Close the plot window before running the file again, or your computer will fill up with plot windows.
Bar chart by type
A histogram works for numbers. For categories like type1 (grass, fire, water, …) we use a bar chart. Replace the histogram code with this:
df["type1"].value_counts().plot(kind="bar")
plt.title("Pokémon Count by Primary Type")
plt.xlabel("Type")
plt.ylabel("Count")
plt.show()value_counts() counts how many Pokémon have each type1 value, and .plot(kind="bar") draws it.
- Bar chart
- A plot that compares counts or totals across different categories.
Stretch: scatter plot
If you have time, try this one. It compares two columns at once — every Pokémon becomes one dot:
df.plot.scatter(x="attack", y="defense")
plt.title("Attack vs. Defense")
plt.show()What patterns do you see? Are high-attack Pokémon usually also high-defense?
Closing
Today you went from staring at a wall of numbers in a spreadsheet to running a few lines of code that summarized 800 Pokémon in milliseconds. That is the heart of data analysis: a small amount of code can answer big questions about a lot of data.
Tomorrow we’ll keep working with this same dataset and ask more interesting questions of it.
Standards
- MS-CS-FCP.3.2 — Develop a working vocabulary of computational thinking including data, data collection, and data analysis — students are introduced to all three terms while exploring a real dataset.

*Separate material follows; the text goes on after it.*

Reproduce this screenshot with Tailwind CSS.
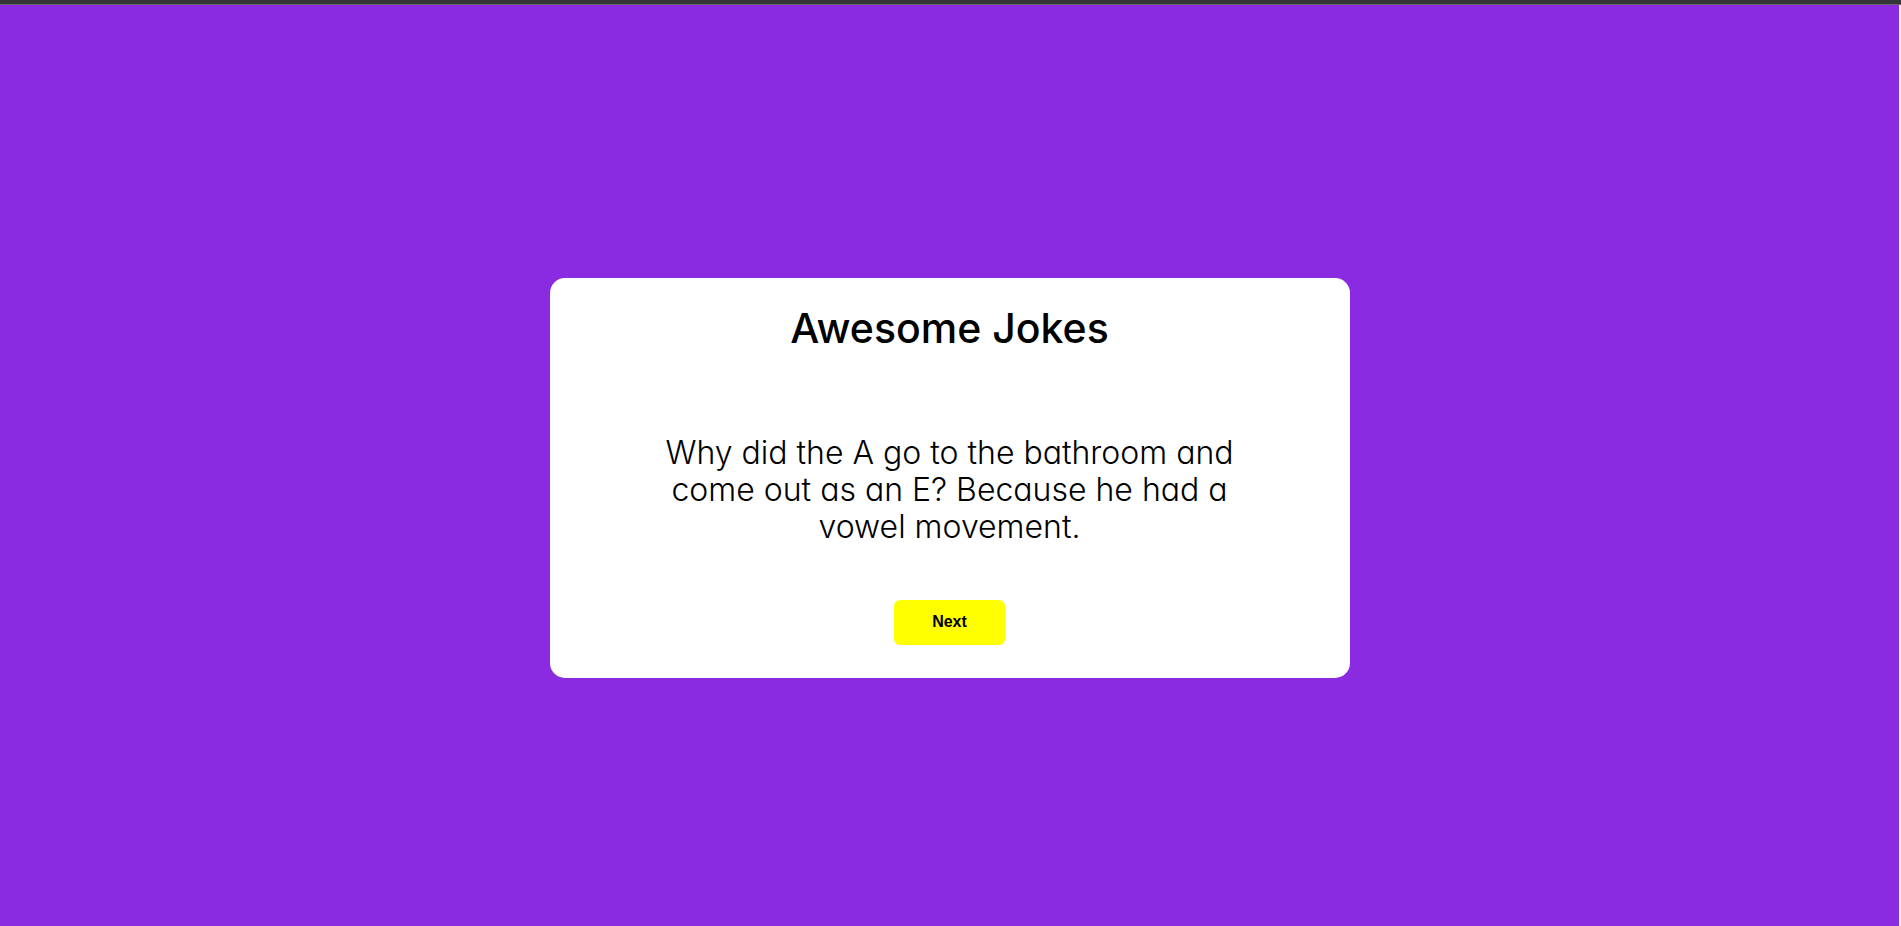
<!DOCTYPE html>
<html lang="en">
<head>
<meta charset="utf-8">
<meta name="viewport" content="width=device-width, initial-scale=1">
<title>Awesome Jokes</title>
<script src="https://cdn.jsdelivr.net/npm/@tailwindcss/browser@4"></script>
</head>
<body class="flex min-h-screen flex-col bg-[#f1f1f1] text-black">
<div class="h-[5px] shrink-0 border-b border-[#666666] bg-[#353535]"></div>
<main class="mr-[2px] flex grow items-center justify-center bg-[#8a2be2] pt-6">
<section class="flex min-h-[400px] w-full max-w-[800px] flex-col items-center rounded-[15px] bg-white px-[100px] pt-[22px] pb-[33px] text-center font-['Inter',sans-serif] [font-feature-settings:'cv11']">
<h1 class="text-[41px] leading-[56px] font-medium">Awesome Jokes</h1>
<p class="mt-[78px] text-[32px] leading-[37px] font-light">Why did the A go to the bathroom and come out as an E? Because he had a vowel movement.</p>
<button type="button" class="mt-auto h-[45px] w-[111px] cursor-pointer rounded-md bg-[#ffff00] font-['Liberation_Sans',Arial,sans-serif] text-base font-bold">Next</button>
</section>
</main>
</body>
</html>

- MS-CS-FCP.3.3 — Analyze the input-process-output-storage model — students load a CSV (input), compute statistics with pandas (process), and print results or display plots (output).
- MS-CS-FCP.4.3 — Cite evidence on how computers represent data — students see how a
.csvfile represents a structured table of records, and how pandas reads it into a DataFrame. - MS-CS-FCP.4.5 — Implement a simple algorithm in a computer program — students write a sequence of pandas calls to load, summarize, and plot a dataset.